== Directive ==
Your copy of the material below should match it exactly, except that it holds no pictures.

== Source excerpt ==
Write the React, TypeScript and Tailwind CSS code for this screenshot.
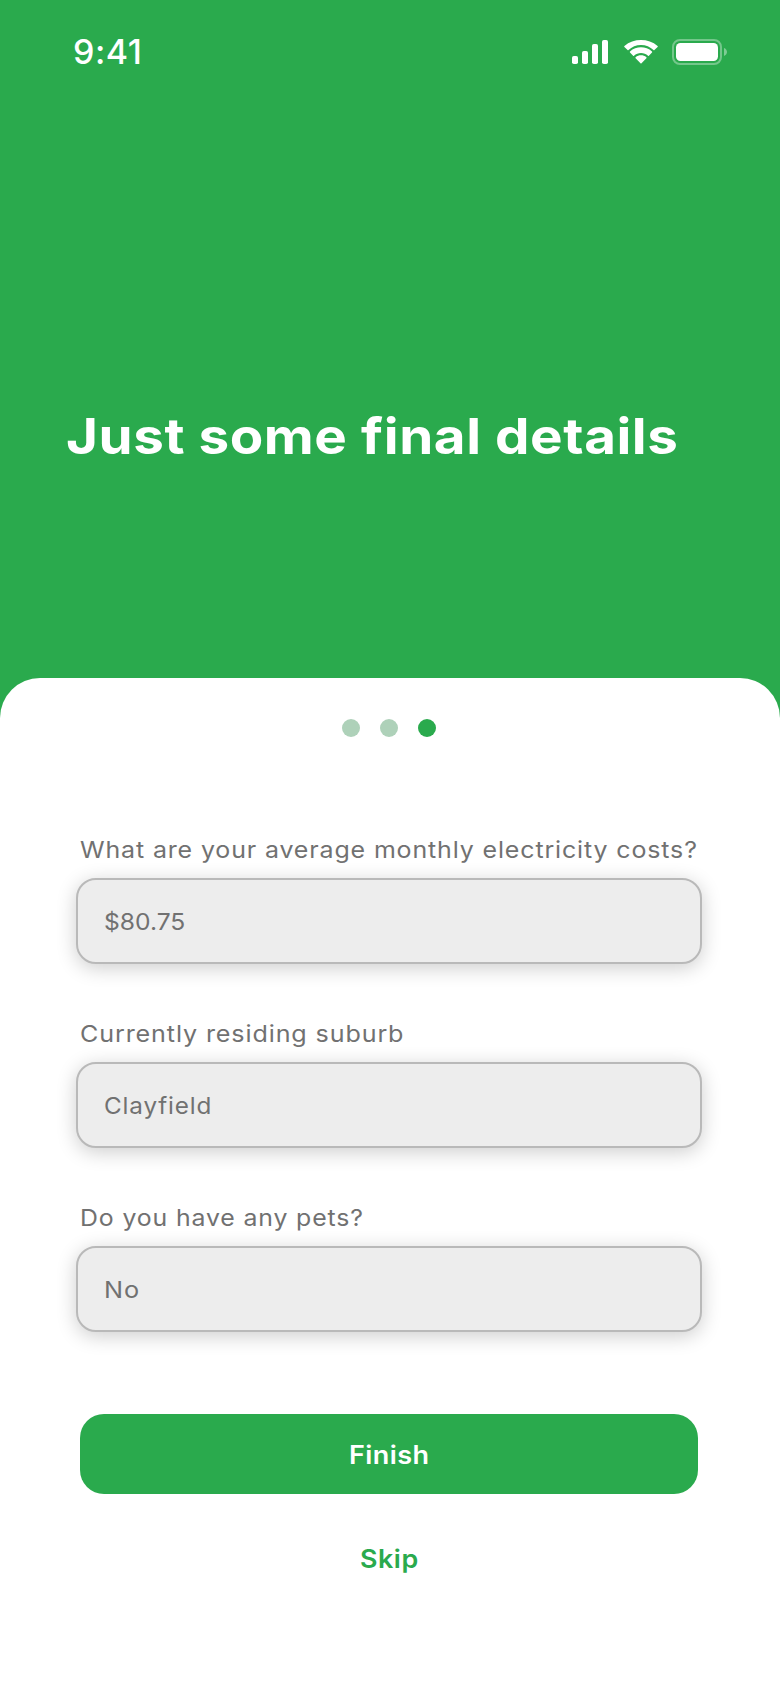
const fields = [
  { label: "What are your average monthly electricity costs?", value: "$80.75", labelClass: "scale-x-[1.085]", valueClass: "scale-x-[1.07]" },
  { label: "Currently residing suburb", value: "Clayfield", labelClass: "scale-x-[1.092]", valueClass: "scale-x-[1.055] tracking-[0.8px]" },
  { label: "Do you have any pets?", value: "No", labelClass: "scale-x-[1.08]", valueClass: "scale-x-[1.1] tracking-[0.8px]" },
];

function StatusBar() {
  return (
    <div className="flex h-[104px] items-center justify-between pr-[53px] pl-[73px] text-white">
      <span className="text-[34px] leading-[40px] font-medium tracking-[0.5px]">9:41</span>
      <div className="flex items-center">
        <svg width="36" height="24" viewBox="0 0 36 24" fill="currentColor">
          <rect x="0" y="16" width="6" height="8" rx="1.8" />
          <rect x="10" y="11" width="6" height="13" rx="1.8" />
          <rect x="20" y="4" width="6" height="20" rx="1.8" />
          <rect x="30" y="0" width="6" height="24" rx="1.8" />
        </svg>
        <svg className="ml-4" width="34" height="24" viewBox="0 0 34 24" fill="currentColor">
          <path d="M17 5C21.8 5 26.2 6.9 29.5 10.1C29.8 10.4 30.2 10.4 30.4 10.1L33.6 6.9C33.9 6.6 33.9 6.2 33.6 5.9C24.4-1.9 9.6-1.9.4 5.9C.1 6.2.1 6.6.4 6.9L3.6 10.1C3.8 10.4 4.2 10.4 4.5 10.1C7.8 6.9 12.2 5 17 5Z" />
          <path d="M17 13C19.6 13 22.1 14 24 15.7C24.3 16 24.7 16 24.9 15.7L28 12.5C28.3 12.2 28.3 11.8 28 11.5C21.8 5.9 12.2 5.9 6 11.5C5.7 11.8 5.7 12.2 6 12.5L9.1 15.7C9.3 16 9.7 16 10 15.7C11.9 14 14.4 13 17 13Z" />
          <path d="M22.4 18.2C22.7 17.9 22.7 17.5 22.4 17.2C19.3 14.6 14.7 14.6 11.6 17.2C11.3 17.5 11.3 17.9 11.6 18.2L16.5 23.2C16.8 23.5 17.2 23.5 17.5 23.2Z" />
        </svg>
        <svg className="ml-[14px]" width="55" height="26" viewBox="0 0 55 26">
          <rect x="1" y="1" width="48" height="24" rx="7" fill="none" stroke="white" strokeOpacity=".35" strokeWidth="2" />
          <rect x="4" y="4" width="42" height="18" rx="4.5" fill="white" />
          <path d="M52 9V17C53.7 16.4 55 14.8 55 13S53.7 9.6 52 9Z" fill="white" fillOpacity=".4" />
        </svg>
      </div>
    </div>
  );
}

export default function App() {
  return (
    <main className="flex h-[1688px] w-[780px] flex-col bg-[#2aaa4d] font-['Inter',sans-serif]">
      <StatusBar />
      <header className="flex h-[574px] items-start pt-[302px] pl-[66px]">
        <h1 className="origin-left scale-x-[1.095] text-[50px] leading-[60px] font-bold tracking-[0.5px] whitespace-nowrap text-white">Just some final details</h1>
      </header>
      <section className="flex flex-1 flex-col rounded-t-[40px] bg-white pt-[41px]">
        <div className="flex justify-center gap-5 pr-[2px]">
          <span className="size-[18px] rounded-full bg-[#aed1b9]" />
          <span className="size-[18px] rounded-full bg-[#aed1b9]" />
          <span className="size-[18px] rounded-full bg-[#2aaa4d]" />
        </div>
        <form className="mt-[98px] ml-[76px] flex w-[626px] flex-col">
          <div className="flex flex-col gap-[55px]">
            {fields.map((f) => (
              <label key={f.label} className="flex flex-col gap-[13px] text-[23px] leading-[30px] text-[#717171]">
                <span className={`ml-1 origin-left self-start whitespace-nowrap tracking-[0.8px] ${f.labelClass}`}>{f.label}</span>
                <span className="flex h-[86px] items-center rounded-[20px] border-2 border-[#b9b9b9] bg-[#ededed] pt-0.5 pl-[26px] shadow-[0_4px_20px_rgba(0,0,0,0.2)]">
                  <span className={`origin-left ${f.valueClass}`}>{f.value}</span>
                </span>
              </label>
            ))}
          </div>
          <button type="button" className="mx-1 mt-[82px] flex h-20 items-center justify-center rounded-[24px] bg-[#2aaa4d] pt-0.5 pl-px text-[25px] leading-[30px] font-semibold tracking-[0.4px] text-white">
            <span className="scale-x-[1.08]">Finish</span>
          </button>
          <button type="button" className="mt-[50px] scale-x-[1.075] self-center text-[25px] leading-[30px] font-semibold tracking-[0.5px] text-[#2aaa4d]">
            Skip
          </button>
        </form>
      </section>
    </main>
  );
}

== Output ==
Write the React, TypeScript and Tailwind CSS code for this screenshot.
const fields = [
  { label: "What are your average monthly electricity costs?", value: "$80.75", labelClass: "scale-x-[1.085]", valueClass: "scale-x-[1.07]" },
  { label: "Currently residing suburb", value: "Clayfield", labelClass: "scale-x-[1.092]", valueClass: "scale-x-[1.055] tracking-[0.8px]" },
  { label: "Do you have any pets?", value: "No", labelClass: "scale-x-[1.08]", valueClass: "scale-x-[1.1] tracking-[0.8px]" },
];

function StatusBar() {
  return (
    <div className="flex h-[104px] items-center justify-between pr-[53px] pl-[73px] text-white">
      <span className="text-[34px] leading-[40px] font-medium tracking-[0.5px]">9:41</span>
      <div className="flex items-center">
        <svg width="36" height="24" viewBox="0 0 36 24" fill="currentColor">
          <rect x="0" y="16" width="6" height="8" rx="1.8" />
          <rect x="10" y="11" width="6" height="13" rx="1.8" />
          <rect x="20" y="4" width="6" height="20" rx="1.8" />
          <rect x="30" y="0" width="6" height="24" rx="1.8" />
        </svg>
        <svg className="ml-4" width="34" height="24" viewBox="0 0 34 24" fill="currentColor">
          <path d="M17 5C21.8 5 26.2 6.9 29.5 10.1C29.8 10.4 30.2 10.4 30.4 10.1L33.6 6.9C33.9 6.6 33.9 6.2 33.6 5.9C24.4-1.9 9.6-1.9.4 5.9C.1 6.2.1 6.6.4 6.9L3.6 10.1C3.8 10.4 4.2 10.4 4.5 10.1C7.8 6.9 12.2 5 17 5Z" />
          <path d="M17 13C19.6 13 22.1 14 24 15.7C24.3 16 24.7 16 24.9 15.7L28 12.5C28.3 12.2 28.3 11.8 28 11.5C21.8 5.9 12.2 5.9 6 11.5C5.7 11.8 5.7 12.2 6 12.5L9.1 15.7C9.3 16 9.7 16 10 15.7C11.9 14 14.4 13 17 13Z" />
          <path d="M22.4 18.2C22.7 17.9 22.7 17.5 22.4 17.2C19.3 14.6 14.7 14.6 11.6 17.2C11.3 17.5 11.3 17.9 11.6 18.2L16.5 23.2C16.8 23.5 17.2 23.5 17.5 23.2Z" />
        </svg>
        <svg className="ml-[14px]" width="55" height="26" viewBox="0 0 55 26">
          <rect x="1" y="1" width="48" height="24" rx="7" fill="none" stroke="white" strokeOpacity=".35" strokeWidth="2" />
          <rect x="4" y="4" width="42" height="18" rx="4.5" fill="white" />
          <path d="M52 9V17C53.7 16.4 55 14.8 55 13S53.7 9.6 52 9Z" fill="white" fillOpacity=".4" />
        </svg>
      </div>
    </div>
  );
}

export default function App() {
  return (
    <main className="flex h-[1688px] w-[780px] flex-col bg-[#2aaa4d] font-['Inter',sans-serif]">
      <StatusBar />
      <header className="flex h-[574px] items-start pt-[302px] pl-[66px]">
        <h1 className="origin-left scale-x-[1.095] text-[50px] leading-[60px] font-bold tracking-[0.5px] whitespace-nowrap text-white">Just some final details</h1>
      </header>
      <section className="flex flex-1 flex-col rounded-t-[40px] bg-white pt-[41px]">
        <div className="flex justify-center gap-5 pr-[2px]">
          <span className="size-[18px] rounded-full bg-[#aed1b9]" />
          <span className="size-[18px] rounded-full bg-[#aed1b9]" />
          <span className="size-[18px] rounded-full bg-[#2aaa4d]" />
        </div>
        <form className="mt-[98px] ml-[76px] flex w-[626px] flex-col">
          <div className="flex flex-col gap-[55px]">
            {fields.map((f) => (
              <label key={f.label} className="flex flex-col gap-[13px] text-[23px] leading-[30px] text-[#717171]">
                <span className={`ml-1 origin-left self-start whitespace-nowrap tracking-[0.8px] ${f.labelClass}`}>{f.label}</span>
                <span className="flex h-[86px] items-center rounded-[20px] border-2 border-[#b9b9b9] bg-[#ededed] pt-0.5 pl-[26px] shadow-[0_4px_20px_rgba(0,0,0,0.2)]">
                  <span className={`origin-left ${f.valueClass}`}>{f.value}</span>
                </span>
              </label>
            ))}
          </div>
          <button type="button" className="mx-1 mt-[82px] flex h-20 items-center justify-center rounded-[24px] bg-[#2aaa4d] pt-0.5 pl-px text-[25px] leading-[30px] font-semibold tracking-[0.4px] text-white">
            <span className="scale-x-[1.08]">Finish</span>
          </button>
          <button type="button" className="mt-[50px] scale-x-[1.075] self-center text-[25px] leading-[30px] font-semibold tracking-[0.5px] text-[#2aaa4d]">
            Skip
          </button>
        </form>
      </section>
    </main>
  );
}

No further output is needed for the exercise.